Vote by vote, the 'ayes' gradually trickled in. And it eventually cleared passage with 44 votes.

Then, even more astoundingly, after the vote had been closed, 10 Assembly members added their 'yes' votes on - which is allowed under Assembly rules as long as the overall bill result hasn't changed. This vote-changing practice has drawn criticism in the past because it allows lawmakers to change their positions after a bill's fate has been decided. 

The Assembly members who originally did not vote and later changed their votes to 'Aye' are:

  • Asm. Katcho Achadjian (R)
  • Asm. Juan Arambula (D)
  • Asm. Autumn Burke (D)
  • Asm. Rocky Chavez (R)
  • Asm. Jimmy Gomez (D)
  • Asm. Eric Linder (D)
  • Asm. Brian Maienschein (R)
  • Asm. Melissa Melendez (R)
  • Asm. Kristin Olsen (R)
  • Asm. Marie Waldron (R)

In the end, it passed with 54 votes.

The bill now returns to the Senate for a final vote.


More Safety Equipment Required For Private Pools 

The California Legislature has voted to require more safety equipment at private swimming pools.

Democratic Assemblyman Kansen Chu authored the measure.

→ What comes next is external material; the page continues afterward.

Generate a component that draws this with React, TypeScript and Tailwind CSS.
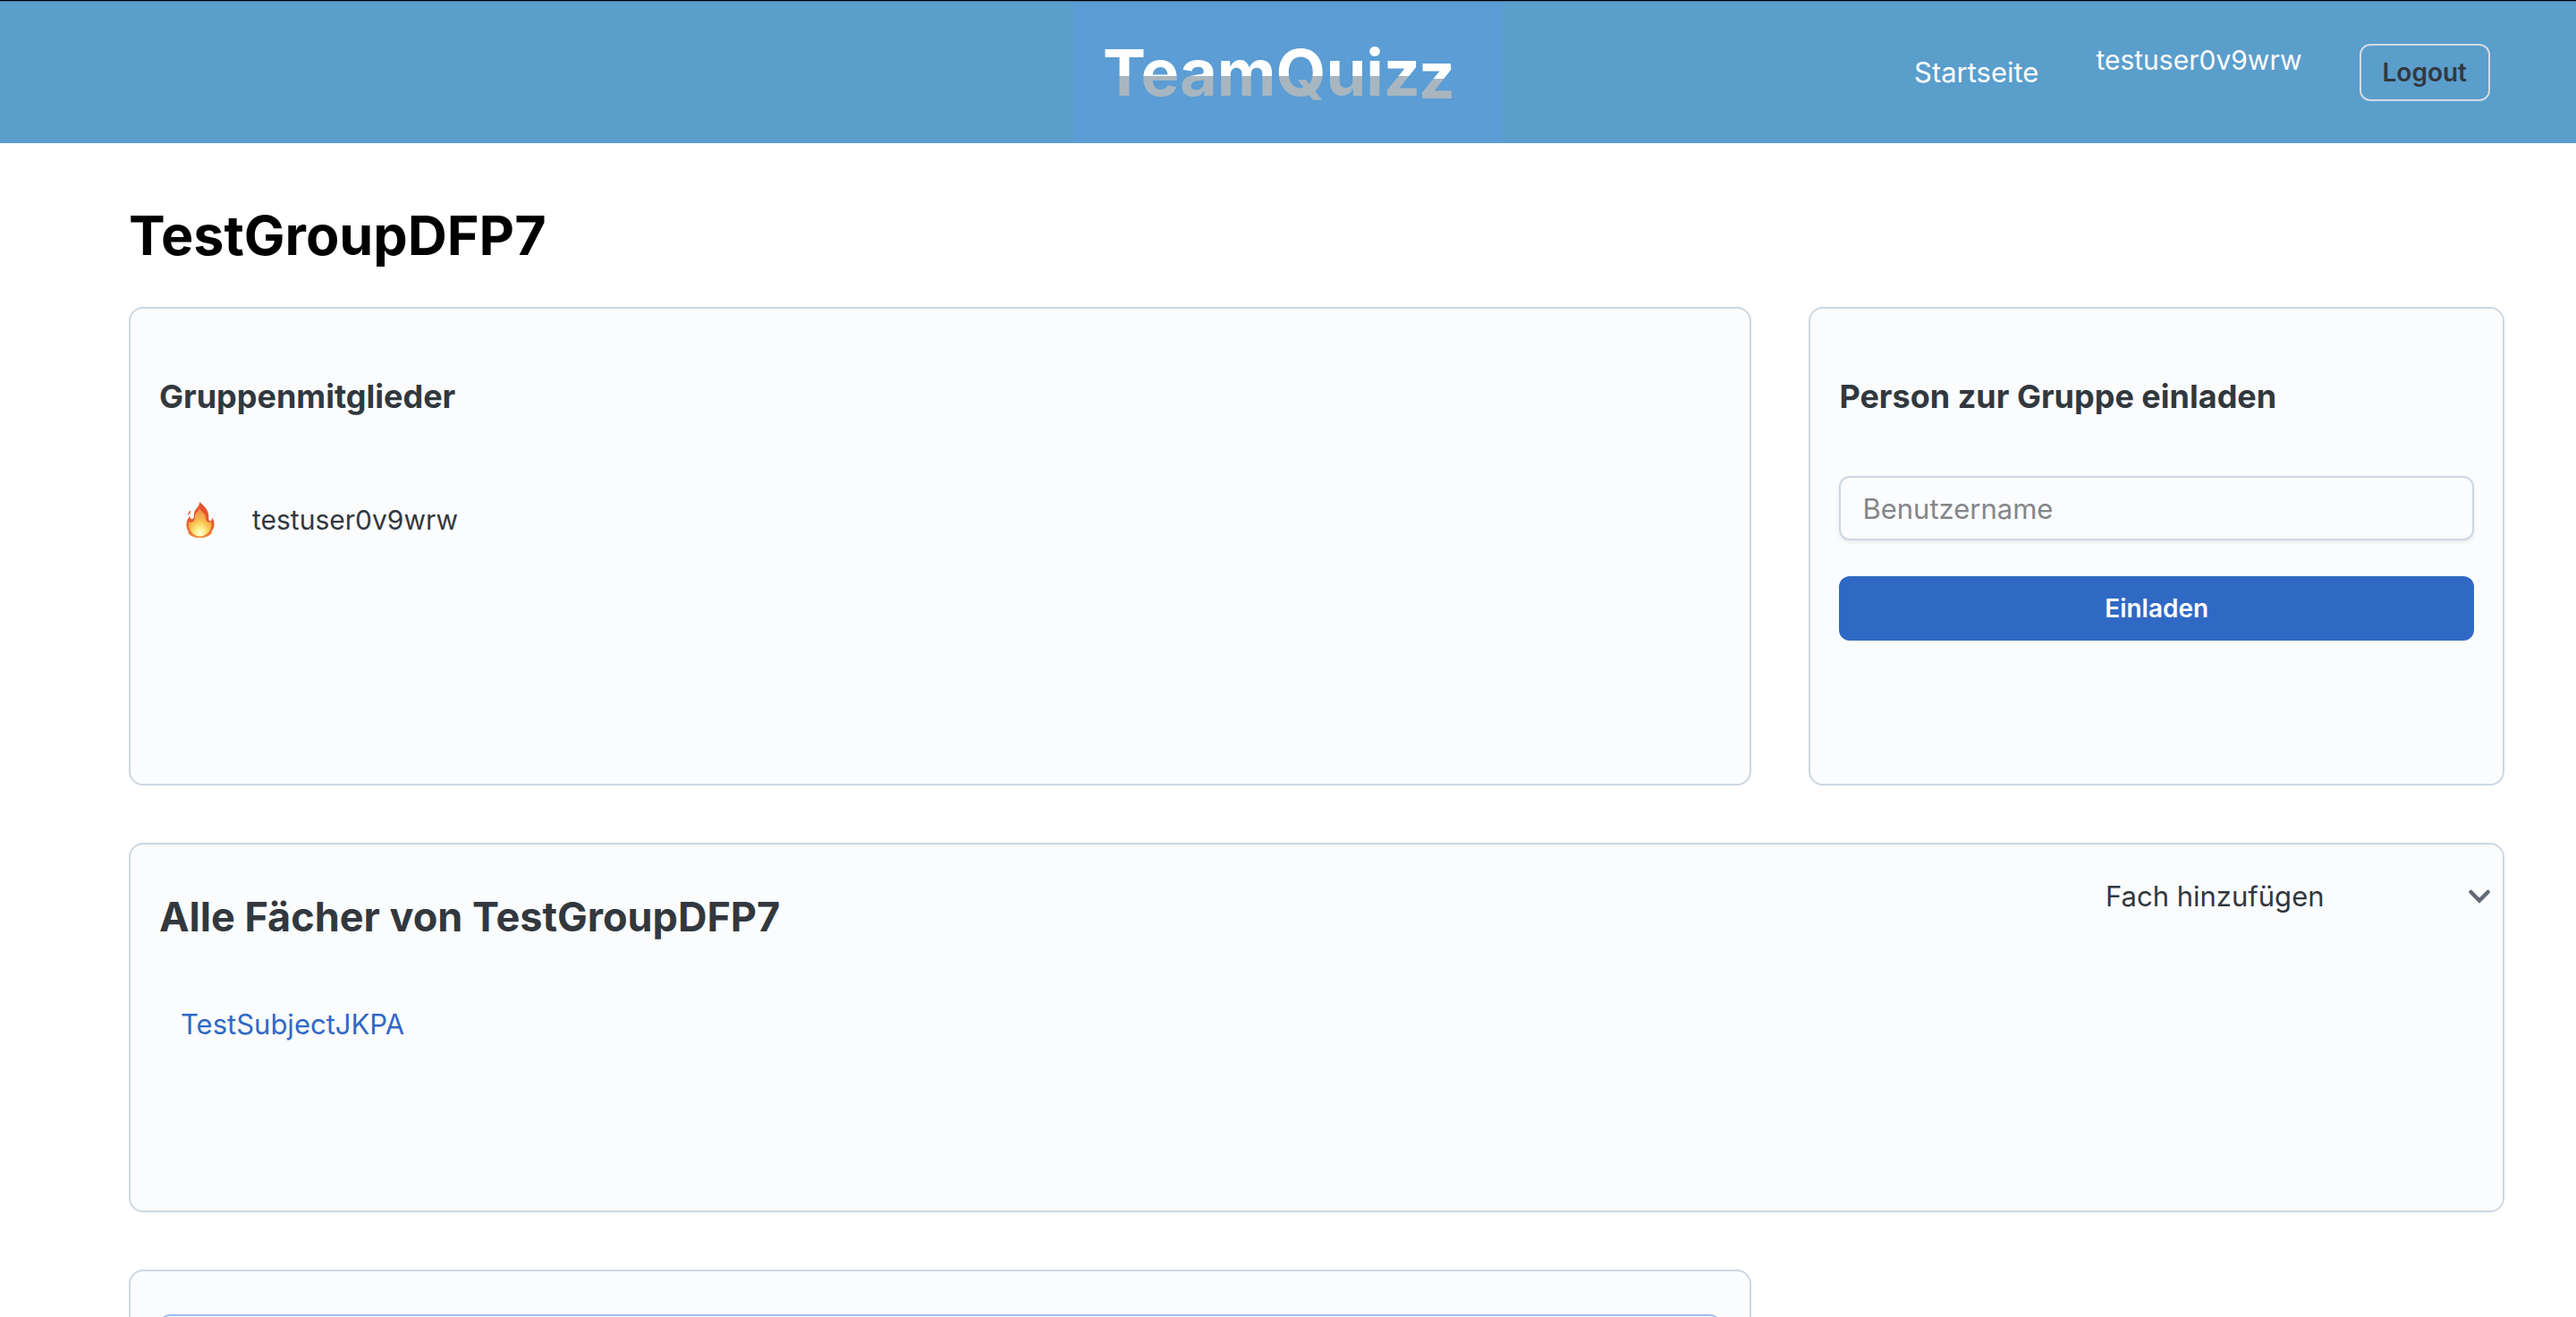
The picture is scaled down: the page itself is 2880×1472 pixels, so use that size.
import type { ReactNode } from "react";

function Logo() {
  return (
    <svg
      viewBox="0 0 480 158"
      className="h-[158px] w-[480px]"
      role="img"
      aria-label="TeamQuizz"
      fontFamily="Inter, sans-serif"
      fontWeight={700}
      fontSize={72}
    >
      <defs>
        <linearGradient id="logo-split" gradientUnits="userSpaceOnUse" x1="0" y1="0" x2="0" y2="158">
          <stop offset="0.525" stopColor="#ffffff" />
          <stop offset="0.525" stopColor="#a9b6bf" />
        </linearGradient>
        <linearGradient id="logo-split-low" gradientUnits="userSpaceOnUse" x1="0" y1="0" x2="0" y2="158">
          <stop offset="0.544" stopColor="#ffffff" />
          <stop offset="0.544" stopColor="#a9b6bf" />
        </linearGradient>
      </defs>
      <rect width="480" height="158" fill="#5b9dd4" />
      <text x="33" y="105" fill="url(#logo-split)">
        TeamQuiz
      </text>
      <text x="427" y="108" textAnchor="end" fill="url(#logo-split-low)">
        z
      </text>
    </svg>
  );
}

function Flame() {
  return (
    <svg viewBox="0 0 32 40" className="h-10 w-8" aria-hidden="true">
      <defs>
        <linearGradient id="flame-outer" x1="0" y1="0" x2="0" y2="1">
          <stop offset="0" stopColor="#e2512f" />
          <stop offset="0.6" stopColor="#ea5a2c" />
          <stop offset="1" stopColor="#f08a3c" />
        </linearGradient>
        <radialGradient id="flame-inner" cx="0.5" cy="0.9" r="0.85">
          <stop offset="0" stopColor="#fffde0" />
          <stop offset="0.25" stopColor="#fdf08a" />
          <stop offset="0.55" stopColor="#f8bd4d" />
          <stop offset="1" stopColor="#ee8a4a" />
        </radialGradient>
      </defs>
      <path
        fill="url(#flame-outer)"
        d="M15 0c.2 2.600-.8 4.600-3 7-2 2.200-3.200 4.300-3.100 7.400.1 2.600-.5 4.600-2 4.900-1.700.3-2.400-1.300-2.300-3.600C2 18 .4 21.500.4 25.500.4 29 1.500 31.800 3.300 34c-.6.2-1.200 0-1.700-.3C4.200 38 9.400 40 15.500 40c6.200 0 11.400-2 14-6.300-.5.300-1 .4-1.500.2 2.100-2.400 3.500-5.400 3.500-9 0-3-.8-5.400-2.500-7.400.1 2.200-.6 3.700-1.900 3.700-1.600 0-2-1.700-1.800-4C25.900 10 21 5.200 15 0Z"
      />
      <path fill="#e8603f" d="M4.800 9.500c.5 1.700.2 2.700-.9 3.800-.7.8-1 1.600-1 2.500-1.300-2.200-.2-4.900 1.900-6.300Z" />
      <path
        fill="url(#flame-inner)"
        d="M15 6.500c.8 3.600 5.800 5.200 6.800 10.300.4 2.200.3 4.300 1.700 5.300 1.400 1 3.200.8 4.400-.4 1.300 5.600-.4 9.800-3 12.300-2.400 2.600-5.600 4.600-9.400 4.600-3.900 0-7.300-2-9.500-4.800-2.300-2.800-3.700-6.800-2.900-11.600 1.200 1 3 1.100 4.500 0 2.400-1.800 2-4.900 2.400-7.500.4-2.800 4.300-4.500 5-8.200Z"
      />
    </svg>
  );
}

function Chevron() {
  return (
    <svg viewBox="0 0 24 16" className="h-4 w-6" fill="none" aria-hidden="true">
      <path d="M2.500 3 12 12.500 21.500 3" stroke="#636b74" strokeWidth="4.500" strokeLinecap="round" />
    </svg>
  );
}

function Card({ className, children }: { className: string; children?: ReactNode }) {
  return <section className={`border-2 border-[#cdd7e1] bg-[#fbfcfe] px-8 ${className}`}>{children}</section>;
}

export default function App() {
  return (
    <div className="flex min-h-screen flex-col bg-white font-['Inter',sans-serif] text-[#32383e]">
      <header className="border-t border-black bg-[#5a9ecc]">
        <div className="grid grid-cols-[1fr_auto_1fr] items-center border-t border-[#44769b]">
          <a href="#" className="col-start-2">
            <Logo />
          </a>
          <nav className="flex items-center justify-end gap-16 pr-24 text-white">
            <a href="#" className="text-[31px] leading-10">
              Startseite
            </a>
            <a href="#" className="pb-7 text-[30px] leading-10">
              testuser0v9wrw
            </a>
            <button
              type="button"
              className="h-16 rounded-xl border-2 border-[#d3dbe4] px-6 text-[28px] font-semibold leading-10 text-[#32383e]"
            >
              Logout
            </button>
          </nav>
        </div>
      </header>

      <main className="flex flex-1 flex-col pr-20 pl-36 pt-16">
        <h1 className="mb-10 text-[61px] font-bold leading-[79px] text-black">TestGroupDFP7</h1>

        <div className="flex flex-1 flex-col gap-16">
          <div className="grid grid-cols-[7fr_3fr] gap-16">
            <Card className="min-h-[535px] rounded-2xl pt-[74px]">
              <h3 className="text-[36px] font-bold leading-12">Gruppenmitglieder</h3>
              <ul className="mt-[90px] pl-[30px]">
                <li className="flex items-center gap-[42px] text-[30px] leading-12">
                  <Flame />
                  testuser0v9wrw
                </li>
              </ul>
            </Card>
            <Card className="min-h-[535px] rounded-2xl pt-[74px]">
              <h3 className="text-[36px] font-bold leading-12">Person zur Gruppe einladen</h3>
              <form className="mt-[65px] flex flex-col gap-10" onSubmit={(e) => e.preventDefault()}>
                <input
                  type="text"
                  aria-label="Benutzername"
                  placeholder="Benutzername"
                  className="h-18 w-full rounded-xl border-2 border-[#cdd7e1] bg-[#fbfcfe] px-6 text-[31px] shadow-[0_2px_4px_rgba(21,21,21,0.08)] placeholder:text-[#84868a]"
                />
                <button
                  type="submit"
                  className="h-18 w-full rounded-xl bg-[#3069c4] text-[28px] font-semibold text-white"
                >
                  Einladen
                </button>
              </form>
            </Card>
          </div>

          <Card className="flex min-h-[413px] items-start justify-between rounded-2xl pr-[14px]">
            <div className="pt-[53px]">
              <h2 className="text-[45px] font-bold leading-14">Alle Fächer von TestGroupDFP7</h2>
              <ul className="mt-[68px] pl-6">
                <li className="text-[31px] leading-12">
                  <a href="#" className="text-[#3069c4]">
                    TestSubjectJKPA
                  </a>
                </li>
              </ul>
            </div>
            <button
              type="button"
              aria-expanded="false"
              className="mt-[34px] flex w-[430px] items-center justify-between text-[31px] leading-12"
            >
              Fach hinzufügen
              <Chevron />
            </button>
          </Card>

          <div className="grid flex-1 grid-cols-[7fr_3fr] gap-16">
            <Card className="flex flex-col rounded-t-2xl border-b-0 pt-12">
              <div className="h-px grow overflow-hidden">
                <div className="h-20 rounded-xl border-2 border-[#9cbff0]" />
              </div>
            </Card>
          </div>
        </div>
      </main>
    </div>
  );
}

"Research shows that adults need the help and support of pool safety warning systems in keeping kids away from a pool unsupervised," said Chu.

Under the bill, families who install a new pool or update an existing one would have to make sure it has at least two of seven specified safety features. They include pool covers, mesh fences, and alarms. Current law requires pools to have one of those features.

The bill now moves to Governor Jerry Brown for his signature.

Assembly Passes Measure Requiring Cost Recovery For Concealed Carry Permits 

Cities and counties in California would need to recover costs for concealed carry permits, under a bill the Assembly sent to Governor Jerry Brown Tuesday. The measure would raise permit prices, prompting a debate about good government versus backdoor gun control. 

Current law caps the base fee a local government can charge at $100 a permit. The bill’s author, Sacramento Democrat Kevin McCarty, says that’s costing the county $250,000 a year.

"Whether it’s a building permit, a marriage license, or any type of service from a local government, you want to make sure you have a full cost recovery," says McCarty. 

Republican Assemblywoman Melissa Melendez suggested an ulterior motive for the measure.

She says, "The author is annoyed and has been quoted in the press that his local sheriff hands out CCW permits like candy. That’s what this is about—pricing people out."

The measure passed the Assembly with the minimum required votes.

Tighter Drone Regulation Bills Sent To Governor

California lawmakers have sent two bills that would more tightly regulate drone use to Governor Jerry Brown. 

When measures return from one chamber of the California Legislature to the other for a final approval vote known as “concurrence,” lawmakers typically tell their colleagues how their bills were amended in the other house.

Democratic Assemblyman Mike Gatto brought up his drone regulation measure that was changed without his permission.

“The Senate amendments, I kind of feel, took out half the bill. But this is a very important bill,” said Gatto.

His measure did win Assembly approval. It would require drone owners to buy liability insurance and that drones with GPS systems be geofenced to block operation within prohibited areas like airports and fire zones.

A second bill would grant civil immunity to first responders who damage or destroy hobbyist drones during firefighting or search-and-rescue operations. That measure passed the Senate.

Both bills now advance to Governor Jerry Brown’s desk. But their fates are far from clear. Brown vetoed most drone bills that reached his desk last year, citing concerns that ranged from premature regulations to the creation of redundant new criminal violations. 

Low-Income and First-Generation CSU Students Could Receive Priority Registration If Governor Signs Bill

Low-income and first-generation California State University students could get extra help toward graduating on time under a bill that’s won final approval in the state Legislature.

The measure would allow CSU campuses to enter into contracts with students that would provide priority registration and academic advising. In exchange, the students would be required to achieve a minimum GPA and keep an active course load.

Democratic Senator Steve Glazer says the bill would cost the state and CSU very little new money.

“What we have been trying to do with this legislation is create this focus on efficiency – without affecting quality, without affecting affordability, without affecting access,” says Glazer.

The contracts would guarantee that incoming freshmen could graduate with a Bachelor’s degree within four years, and transfer students within two years.

The measure passed the state Senate Tuesday without opposition. Governor Jerry Brown has until the end of next month to act on it.